El tercero de los cortometrajes es la opera prima de Felix Rehm, The Bird and Us, que aborda una de las historias más conocidas por los historiadores del arte en relación a las nociones de valor y precio, y la propia definición de arte. Se trata del caso de una escultura del artista de vanguardia Constantin Brancusi, que comprada por un coleccionista norteamericano en 1926, quedó retenida en la aduana hasta que el importador no pagara los debidos aranceles. El conflicto residía en que la escultura, alejada de lo figurativo, no encajaba en la estrecha definición de arte que permitía la importación de objetos artísticos sin pagar aranceles comerciales, por entenderse que el arte no es, estrictamente, una cuestión comercial.
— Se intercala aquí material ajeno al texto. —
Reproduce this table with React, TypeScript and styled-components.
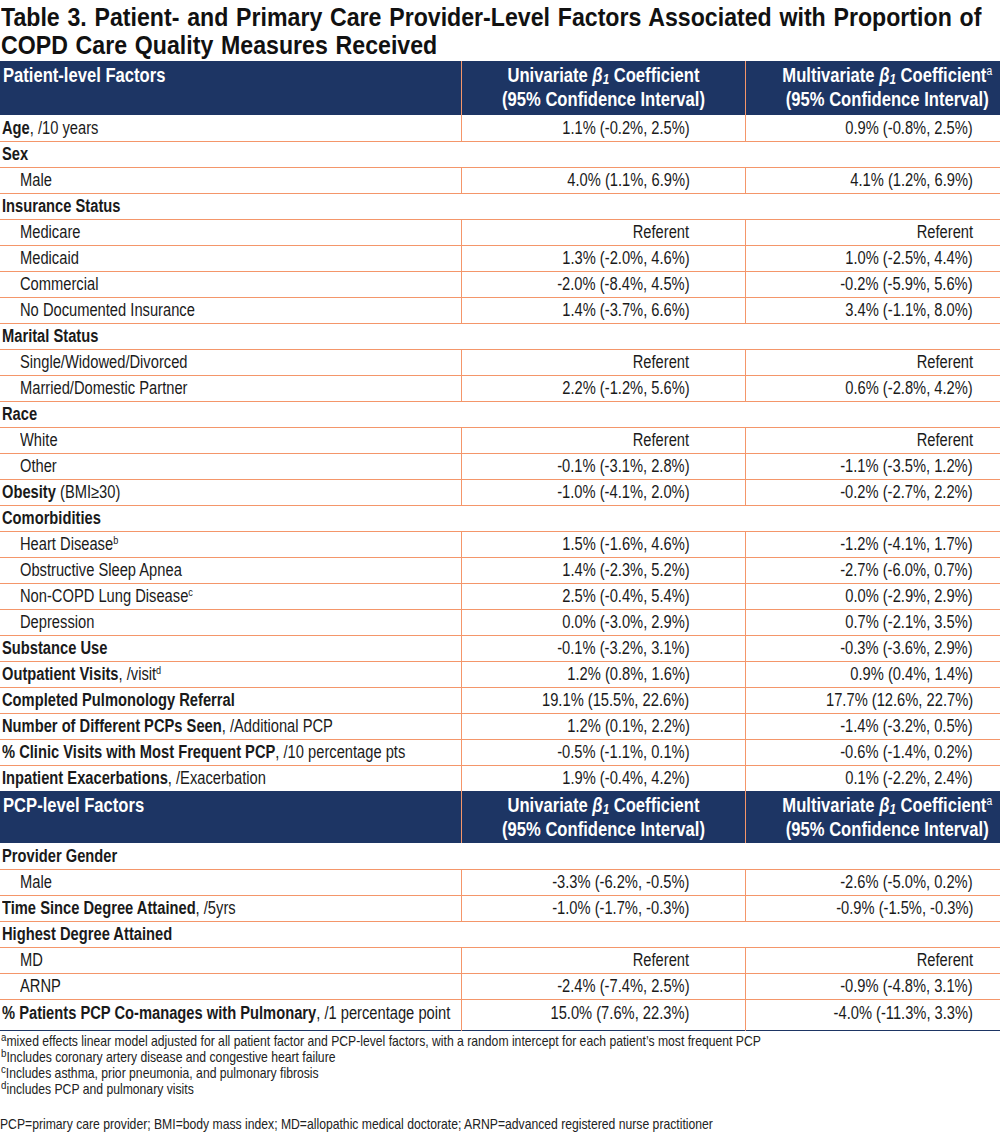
import React from "react";
import styled, { createGlobalStyle } from "styled-components";

const GlobalStyle = createGlobalStyle`
  html, body { margin: 0; padding: 0; background: #ffffff; }
  body { font-family: "Liberation Sans", Arial, sans-serif; color: #1a1a1a; }
`;

const NAVY = "#1d3564";
const ORANGE = "#f4966a";

/* Arial-Narrow look: Liberation Sans (Arial metrics) condensed horizontally */
const Narrow = styled.span<{ $origin?: string; $block?: boolean; $scale?: number }>`
  display: ${(p) => (p.$block ? "block" : "inline-block")};
  white-space: nowrap;
  transform: scaleX(${(p) => p.$scale ?? 0.84});
  transform-origin: ${(p) => p.$origin || "left"} center;
`;

const Page = styled.div`
  width: 1000px;
  display: flex;
  flex-direction: column;
  overflow: hidden;
`;

const Title = styled.h1`
  margin: 0;
  padding: 3px 0 0 1px;
  font-size: 26px;
  line-height: 28px;
  font-weight: 700;
  word-spacing: 1.5px;
  color: #111;
  height: 61px;
  box-sizing: border-box;
`;

const Table = styled.table`
  width: 1028px;
  flex: none;
  border-collapse: collapse;
  table-layout: fixed;
`;

const HeadRow = styled.tr<{ $h: number }>`
  background: ${NAVY};
  height: ${(p) => p.$h}px;
`;

const HeadCell = styled.th<{ $align?: string }>`
  color: #fff;
  font-size: 20px;
  line-height: 24px;
  font-weight: 700;
  vertical-align: top;
  padding: 2px 3px 2px 3px;
  text-align: ${(p) => p.$align || "center"};
  & + & { border-left: 1.5px solid ${ORANGE}; }
`;

const Beta = styled.span`
  font-style: italic;
  sub { font-size: 0.7em; vertical-align: -0.15em; line-height: 0; }
`;

const Sup = styled.sup`
  font-size: 0.62em;
  line-height: 0;
  vertical-align: 0.55em;
  font-weight: 400;
`;

type Edge = "orange" | "none" | "navy";

const Row = styled.tr<{ $edge?: Edge; $tall?: boolean }>`
  height: ${(p) => (p.$tall ? "31px" : "26px")};
  border-bottom: ${(p) =>
    p.$edge === "none" ? "none" : p.$edge === "navy" ? `1px solid ${NAVY}` : `1.5px solid ${ORANGE}`};
  & > td {
    vertical-align: ${(p) => (p.$tall ? "top" : "middle")};
    padding-top: ${(p) => (p.$tall ? "2px" : "0")};
  }
`;

const LabelCell = styled.td<{ $indent?: boolean }>`
  font-size: 17.5px;
  line-height: 22px;
  padding: 0 0 0 ${(p) => (p.$indent ? "20px" : "2px")};
  white-space: nowrap;
  b { font-weight: 700; }
`;

const ValueCell = styled.td`
  font-size: 17.5px;
  line-height: 22px;
  text-align: right;
  padding: 0 55px 0 0;
  border-left: 1.5px solid ${ORANGE};
  white-space: nowrap;
`;

const CategoryCell = styled.td`
  font-size: 17.5px;
  line-height: 22px;
  font-weight: 700;
  padding: 0 0 0 2px;
`;

const Notes = styled.div`
  padding: 2px 0 0 0;
  font-size: 14.5px;
  line-height: 16.3px;
  color: #222;
  display: flex;
  flex-direction: column;
`;

const NoteLine = styled.div`
  padding-left: 1px;
  sup { font-size: 0.8em; line-height: 0; vertical-align: 0.4em; }
`;

const Abbrev = styled.div`
  margin-top: 18px;
`;

type DataRow =
  | { kind: "cat"; label: string }
  | {
      kind: "row";
      label: string;
      bold?: boolean;
      suffix?: string;
      sup?: string;
      indent?: boolean;
      u: string;
      m: string;
      edge?: Edge;
      tall?: boolean;
    };

const patientRows: DataRow[] = [
  { kind: "row", label: "Age", bold: true, suffix: ", /10 years", u: "1.1% (-0.2%, 2.5%)", m: "0.9% (-0.8%, 2.5%)" },
  { kind: "cat", label: "Sex" },
  { kind: "row", label: "Male", indent: true, u: "4.0% (1.1%, 6.9%)", m: "4.1% (1.2%, 6.9%)" },
  { kind: "cat", label: "Insurance Status" },
  { kind: "row", label: "Medicare", indent: true, u: "Referent", m: "Referent" },
  { kind: "row", label: "Medicaid", indent: true, u: "1.3% (-2.0%, 4.6%)", m: "1.0% (-2.5%, 4.4%)" },
  { kind: "row", label: "Commercial", indent: true, u: "-2.0% (-8.4%, 4.5%)", m: "-0.2% (-5.9%, 5.6%)" },
  { kind: "row", label: "No Documented Insurance", indent: true, u: "1.4% (-3.7%, 6.6%)", m: "3.4% (-1.1%, 8.0%)" },
  { kind: "cat", label: "Marital Status" },
  { kind: "row", label: "Single/Widowed/Divorced", indent: true, u: "Referent", m: "Referent" },
  { kind: "row", label: "Married/Domestic Partner", indent: true, u: "2.2% (-1.2%, 5.6%)", m: "0.6% (-2.8%, 4.2%)" },
  { kind: "cat", label: "Race" },
  { kind: "row", label: "White", indent: true, u: "Referent", m: "Referent" },
  { kind: "row", label: "Other", indent: true, u: "-0.1% (-3.1%, 2.8%)", m: "-1.1% (-3.5%, 1.2%)" },
  { kind: "row", label: "Obesity", bold: true, suffix: " (BMI\u226530)", u: "-1.0% (-4.1%, 2.0%)", m: "-0.2% (-2.7%, 2.2%)" },
  { kind: "cat", label: "Comorbidities" },
  { kind: "row", label: "Heart Disease", sup: "b", indent: true, u: "1.5% (-1.6%, 4.6%)", m: "-1.2% (-4.1%, 1.7%)" },
  { kind: "row", label: "Obstructive Sleep Apnea", indent: true, u: "1.4% (-2.3%, 5.2%)", m: "-2.7% (-6.0%, 0.7%)" },
  { kind: "row", label: "Non-COPD Lung Disease", sup: "c", indent: true, u: "2.5% (-0.4%, 5.4%)", m: "0.0% (-2.9%, 2.9%)" },
  { kind: "row", label: "Depression", indent: true, u: "0.0% (-3.0%, 2.9%)", m: "0.7% (-2.1%, 3.5%)" },
  { kind: "row", label: "Substance Use", bold: true, u: "-0.1% (-3.2%, 3.1%)", m: "-0.3% (-3.6%, 2.9%)" },
  { kind: "row", label: "Outpatient Visits", bold: true, suffix: ", /visit", sup: "d", u: "1.2% (0.8%, 1.6%)", m: "0.9% (0.4%, 1.4%)" },
  { kind: "row", label: "Completed Pulmonology Referral", bold: true, u: "19.1% (15.5%, 22.6%)", m: "17.7% (12.6%, 22.7%)" },
  { kind: "row", label: "Number of Different PCPs Seen", bold: true, suffix: ", /Additional PCP", u: "1.2% (0.1%, 2.2%)", m: "-1.4% (-3.2%, 0.5%)" },
  { kind: "row", label: "% Clinic Visits with Most Frequent PCP", bold: true, suffix: ", /10 percentage pts", u: "-0.5% (-1.1%, 0.1%)", m: "-0.6% (-1.4%, 0.2%)" },
  { kind: "row", label: "Inpatient Exacerbations", bold: true, suffix: ", /Exacerbation", u: "1.9% (-0.4%, 4.2%)", m: "0.1% (-2.2%, 2.4%)", edge: "none" },
];

const pcpRows: DataRow[] = [
  { kind: "cat", label: "Provider Gender" },
  { kind: "row", label: "Male", indent: true, u: "-3.3% (-6.2%, -0.5%)", m: "-2.6% (-5.0%, 0.2%)" },
  { kind: "row", label: "Time Since Degree Attained", bold: true, suffix: ", /5yrs", u: "-1.0% (-1.7%, -0.3%)", m: "-0.9% (-1.5%, -0.3%)" },
  { kind: "cat", label: "Highest Degree Attained" },
  { kind: "row", label: "MD", indent: true, u: "Referent", m: "Referent" },
  { kind: "row", label: "ARNP", indent: true, u: "-2.4% (-7.4%, 2.5%)", m: "-0.9% (-4.8%, 3.1%)" },
  { kind: "row", label: "% Patients PCP Co-manages with Pulmonary", bold: true, suffix: ", /1 percentage point", u: "15.0% (7.6%, 22.3%)", m: "-4.0% (-11.3%, 3.3%)", edge: "navy", tall: true },
];

const HeaderRow: React.FC<{ label: string; height: number }> = ({ label, height }) => (
  <HeadRow $h={height}>
    <HeadCell $align="left">
      <Narrow $block $scale={0.83}>{label}</Narrow>
    </HeadCell>
    <HeadCell>
      <Narrow $block $origin="center" $scale={0.83}>
        Univariate <Beta>β<sub>1</sub></Beta> Coefficient
      </Narrow>
      <Narrow $block $origin="center" $scale={0.83}>(95% Confidence Interval)</Narrow>
    </HeadCell>
    <HeadCell>
      <Narrow $block $origin="center" $scale={0.83}>
        Multivariate <Beta>β<sub>1</sub></Beta> Coefficient<Sup>a</Sup>
      </Narrow>
      <Narrow $block $origin="center" $scale={0.83}>(95% Confidence Interval)</Narrow>
    </HeadCell>
  </HeadRow>
);

const renderRows = (rows: DataRow[]) =>
  rows.map((r, i) =>
    r.kind === "cat" ? (
      <Row key={i}>
        <CategoryCell colSpan={3}>
          <Narrow>{r.label}</Narrow>
        </CategoryCell>
      </Row>
    ) : (
      <Row key={i} $edge={r.edge} $tall={r.tall}>
        <LabelCell $indent={r.indent}>
          <Narrow>
            {r.bold ? <b>{r.label}</b> : r.label}
            {r.suffix}
            {r.sup && <Sup>{r.sup}</Sup>}
          </Narrow>
        </LabelCell>
        <ValueCell>
          <Narrow $origin="right">{r.u}</Narrow>
        </ValueCell>
        <ValueCell>
          <Narrow $origin="right">{r.m}</Narrow>
        </ValueCell>
      </Row>
    )
  );

export default function App() {
  return (
    <Page>
      <GlobalStyle />
      <Title>
        <Narrow $block $scale={0.89}>
          Table 3. Patient- and Primary Care Provider-Level Factors Associated with Proportion of
        </Narrow>
        <Narrow $block $scale={0.89}>COPD Care Quality Measures Received</Narrow>
      </Title>
      <Table>
        <colgroup>
          <col style={{ width: 461 }} />
          <col style={{ width: 284 }} />
          <col style={{ width: 283 }} />
        </colgroup>
        <tbody>
          <HeaderRow label="Patient-level Factors" height={54} />
          {renderRows(patientRows)}
          <HeaderRow label="PCP-level Factors" height={52} />
          {renderRows(pcpRows)}
        </tbody>
      </Table>
      <Notes>
        <NoteLine>
          <Narrow $scale={0.84}>
            <sup>a</sup>mixed effects linear model adjusted for all patient factor and PCP-level factors, with a random intercept for each patient’s most frequent PCP
          </Narrow>
        </NoteLine>
        <NoteLine>
          <Narrow $scale={0.84}>
            <sup>b</sup>Includes coronary artery disease and congestive heart failure
          </Narrow>
        </NoteLine>
        <NoteLine>
          <Narrow $scale={0.84}>
            <sup>c</sup>Includes asthma, prior pneumonia, and pulmonary fibrosis
          </Narrow>
        </NoteLine>
        <NoteLine>
          <Narrow $scale={0.84}>
            <sup>d</sup>includes PCP and pulmonary visits
          </Narrow>
        </NoteLine>
        <Abbrev>
          <Narrow $scale={0.84}>
            PCP=primary care provider; BMI=body mass index; MD=allopathic medical doctorate; ARNP=advanced registered nurse practitioner
          </Narrow>
        </Abbrev>
      </Notes>
    </Page>
  );
}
La película, realizada con imágenes de archivo, reconstruye el juicio celebrado en el que se opusieron las dos definiciones tradicionales de arte, aquella que lo considera como una pura representación de lo real, “It resembles nothing and is useless”, dijo la acusación, y la del arte contemporáneo y moderno, que se aleja de la estrecha noción de representación mimética y realista. La película retrata uno de los puntos esenciales de la historia del arte en su conflictiva relación con el comercio, el consumo, y la vorágine capitalista, al entrelazar en un único acto el conflicto entre valor y precio, el coleccionismo frente a la acumulación capitalista, y las entonces conflictivas relaciones entre capitalismo y arte, que terminarían por encontrarse y abrazarse en años posteriores en un feliz encuentro especulativo. Un tiempo que queda fuera del tiempo narrado, pero que se hace presente como un enorme contraplano, externo al trabajo de Rehm.